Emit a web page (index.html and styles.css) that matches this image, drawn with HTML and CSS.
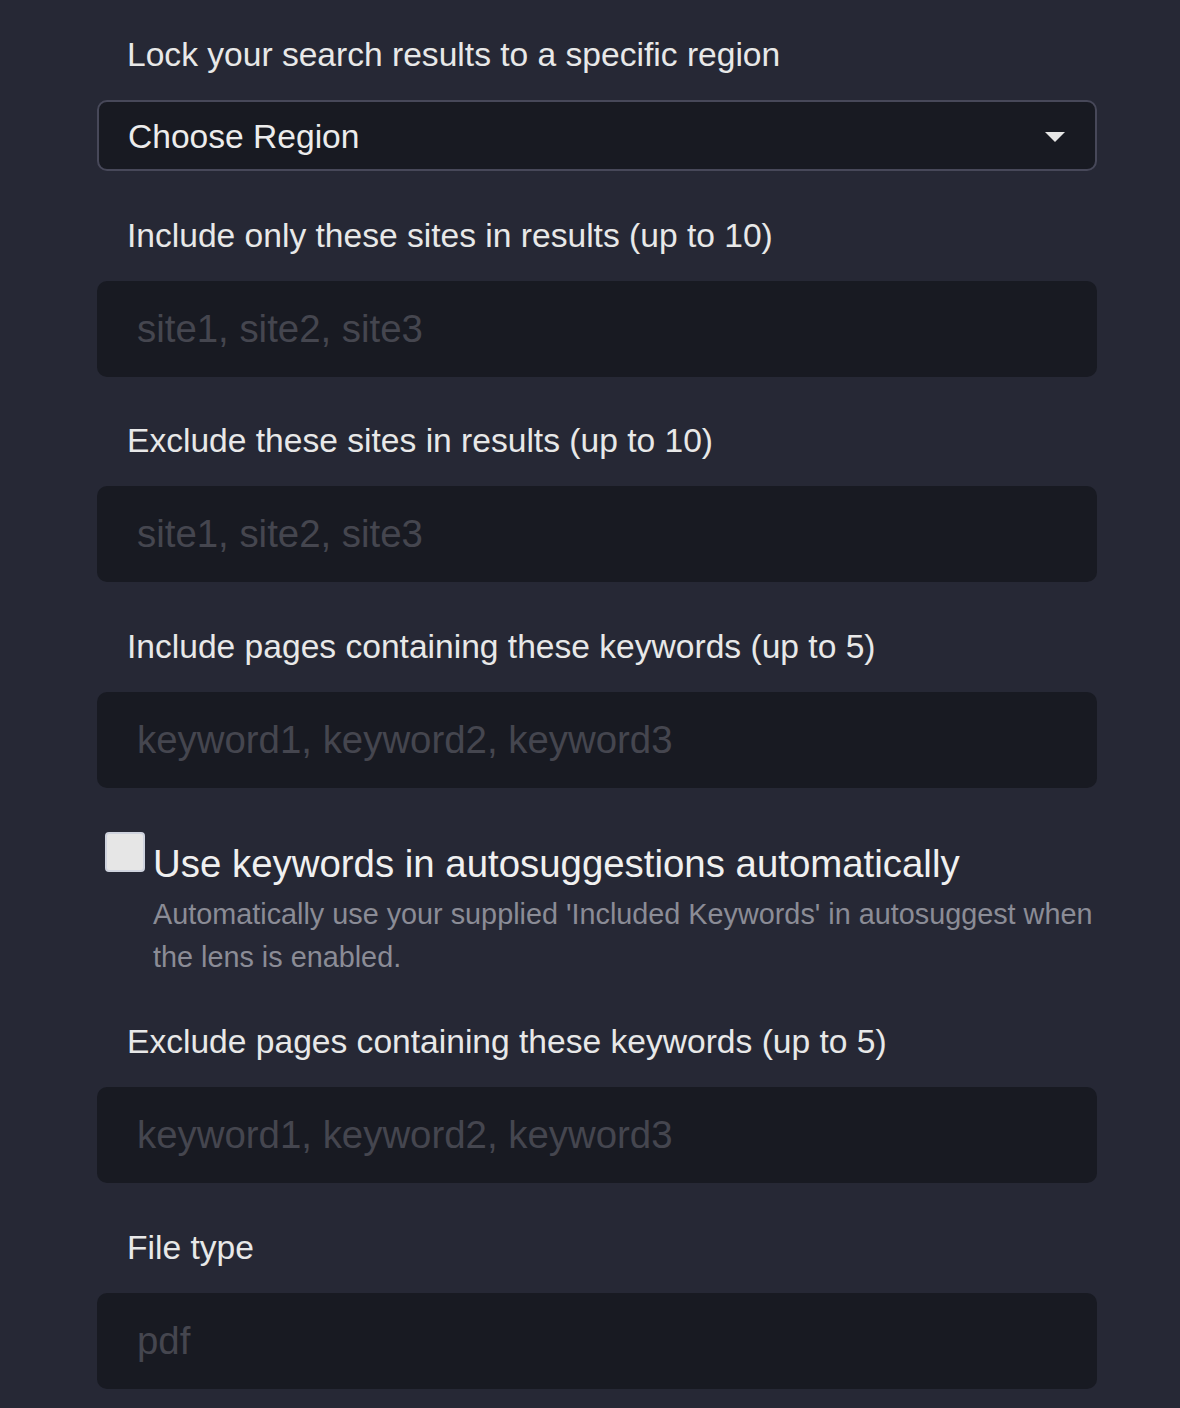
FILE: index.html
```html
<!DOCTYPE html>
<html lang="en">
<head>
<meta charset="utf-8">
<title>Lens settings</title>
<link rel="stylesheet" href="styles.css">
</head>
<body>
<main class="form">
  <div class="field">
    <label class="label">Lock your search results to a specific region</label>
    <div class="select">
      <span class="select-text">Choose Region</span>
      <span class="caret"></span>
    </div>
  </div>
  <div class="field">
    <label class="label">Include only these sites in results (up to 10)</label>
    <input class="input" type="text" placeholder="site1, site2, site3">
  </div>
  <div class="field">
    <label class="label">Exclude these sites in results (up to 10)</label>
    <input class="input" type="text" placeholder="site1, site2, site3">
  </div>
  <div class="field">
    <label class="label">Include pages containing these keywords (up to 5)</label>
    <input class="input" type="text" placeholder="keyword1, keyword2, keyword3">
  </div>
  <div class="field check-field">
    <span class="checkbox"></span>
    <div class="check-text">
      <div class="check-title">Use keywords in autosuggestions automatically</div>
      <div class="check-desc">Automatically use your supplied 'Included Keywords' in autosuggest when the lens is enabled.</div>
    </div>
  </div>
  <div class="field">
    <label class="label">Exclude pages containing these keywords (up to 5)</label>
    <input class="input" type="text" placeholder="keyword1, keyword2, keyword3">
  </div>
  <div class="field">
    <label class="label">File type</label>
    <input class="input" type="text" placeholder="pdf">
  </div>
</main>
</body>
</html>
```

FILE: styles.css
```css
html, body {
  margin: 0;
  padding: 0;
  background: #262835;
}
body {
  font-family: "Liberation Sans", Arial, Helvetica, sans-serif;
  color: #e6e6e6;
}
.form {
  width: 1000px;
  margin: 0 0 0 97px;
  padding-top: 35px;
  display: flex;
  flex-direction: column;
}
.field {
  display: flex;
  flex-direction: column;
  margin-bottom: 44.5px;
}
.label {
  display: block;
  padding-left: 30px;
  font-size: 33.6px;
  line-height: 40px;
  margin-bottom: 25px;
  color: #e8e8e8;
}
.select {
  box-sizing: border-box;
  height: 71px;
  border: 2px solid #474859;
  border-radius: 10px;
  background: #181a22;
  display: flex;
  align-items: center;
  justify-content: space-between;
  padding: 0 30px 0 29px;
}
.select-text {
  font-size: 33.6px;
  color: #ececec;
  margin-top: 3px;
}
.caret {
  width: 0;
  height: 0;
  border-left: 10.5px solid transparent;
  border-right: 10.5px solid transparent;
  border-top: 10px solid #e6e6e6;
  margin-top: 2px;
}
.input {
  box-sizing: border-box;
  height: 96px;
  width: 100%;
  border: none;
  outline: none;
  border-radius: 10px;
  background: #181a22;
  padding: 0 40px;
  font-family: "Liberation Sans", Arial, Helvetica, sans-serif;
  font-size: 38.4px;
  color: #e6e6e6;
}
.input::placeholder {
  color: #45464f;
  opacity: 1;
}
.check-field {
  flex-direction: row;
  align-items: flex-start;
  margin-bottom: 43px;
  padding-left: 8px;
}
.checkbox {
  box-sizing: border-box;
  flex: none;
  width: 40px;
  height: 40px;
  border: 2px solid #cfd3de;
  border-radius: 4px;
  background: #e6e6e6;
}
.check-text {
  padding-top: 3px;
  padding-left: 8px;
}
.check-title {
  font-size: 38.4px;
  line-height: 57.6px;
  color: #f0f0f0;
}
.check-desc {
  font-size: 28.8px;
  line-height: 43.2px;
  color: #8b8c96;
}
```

> WHAT IS NEEDED:
Copy out every line of the material above exactly, skipping the pictures.

> WRITTEN ANSWER:
Emit a web page (index.html and styles.css) that matches this image, drawn with HTML and CSS.
FILE: index.html
```html
<!DOCTYPE html>
<html lang="en">
<head>
<meta charset="utf-8">
<title>Lens settings</title>
<link rel="stylesheet" href="styles.css">
</head>
<body>
<main class="form">
  <div class="field">
    <label class="label">Lock your search results to a specific region</label>
    <div class="select">
      <span class="select-text">Choose Region</span>
      <span class="caret"></span>
    </div>
  </div>
  <div class="field">
    <label class="label">Include only these sites in results (up to 10)</label>
    <input class="input" type="text" placeholder="site1, site2, site3">
  </div>
  <div class="field">
    <label class="label">Exclude these sites in results (up to 10)</label>
    <input class="input" type="text" placeholder="site1, site2, site3">
  </div>
  <div class="field">
    <label class="label">Include pages containing these keywords (up to 5)</label>
    <input class="input" type="text" placeholder="keyword1, keyword2, keyword3">
  </div>
  <div class="field check-field">
    <span class="checkbox"></span>
    <div class="check-text">
      <div class="check-title">Use keywords in autosuggestions automatically</div>
      <div class="check-desc">Automatically use your supplied 'Included Keywords' in autosuggest when the lens is enabled.</div>
    </div>
  </div>
  <div class="field">
    <label class="label">Exclude pages containing these keywords (up to 5)</label>
    <input class="input" type="text" placeholder="keyword1, keyword2, keyword3">
  </div>
  <div class="field">
    <label class="label">File type</label>
    <input class="input" type="text" placeholder="pdf">
  </div>
</main>
</body>
</html>
```

FILE: styles.css
```css
html, body {
  margin: 0;
  padding: 0;
  background: #262835;
}
body {
  font-family: "Liberation Sans", Arial, Helvetica, sans-serif;
  color: #e6e6e6;
}
.form {
  width: 1000px;
  margin: 0 0 0 97px;
  padding-top: 35px;
  display: flex;
  flex-direction: column;
}
.field {
  display: flex;
  flex-direction: column;
  margin-bottom: 44.5px;
}
.label {
  display: block;
  padding-left: 30px;
  font-size: 33.6px;
  line-height: 40px;
  margin-bottom: 25px;
  color: #e8e8e8;
}
.select {
  box-sizing: border-box;
  height: 71px;
  border: 2px solid #474859;
  border-radius: 10px;
  background: #181a22;
  display: flex;
  align-items: center;
  justify-content: space-between;
  padding: 0 30px 0 29px;
}
.select-text {
  font-size: 33.6px;
  color: #ececec;
  margin-top: 3px;
}
.caret {
  width: 0;
  height: 0;
  border-left: 10.5px solid transparent;
  border-right: 10.5px solid transparent;
  border-top: 10px solid #e6e6e6;
  margin-top: 2px;
}
.input {
  box-sizing: border-box;
  height: 96px;
  width: 100%;
  border: none;
  outline: none;
  border-radius: 10px;
  background: #181a22;
  padding: 0 40px;
  font-family: "Liberation Sans", Arial, Helvetica, sans-serif;
  font-size: 38.4px;
  color: #e6e6e6;
}
.input::placeholder {
  color: #45464f;
  opacity: 1;
}
.check-field {
  flex-direction: row;
  align-items: flex-start;
  margin-bottom: 43px;
  padding-left: 8px;
}
.checkbox {
  box-sizing: border-box;
  flex: none;
  width: 40px;
  height: 40px;
  border: 2px solid #cfd3de;
  border-radius: 4px;
  background: #e6e6e6;
}
.check-text {
  padding-top: 3px;
  padding-left: 8px;
}
.check-title {
  font-size: 38.4px;
  line-height: 57.6px;
  color: #f0f0f0;
}
.check-desc {
  font-size: 28.8px;
  line-height: 43.2px;
  color: #8b8c96;
}
```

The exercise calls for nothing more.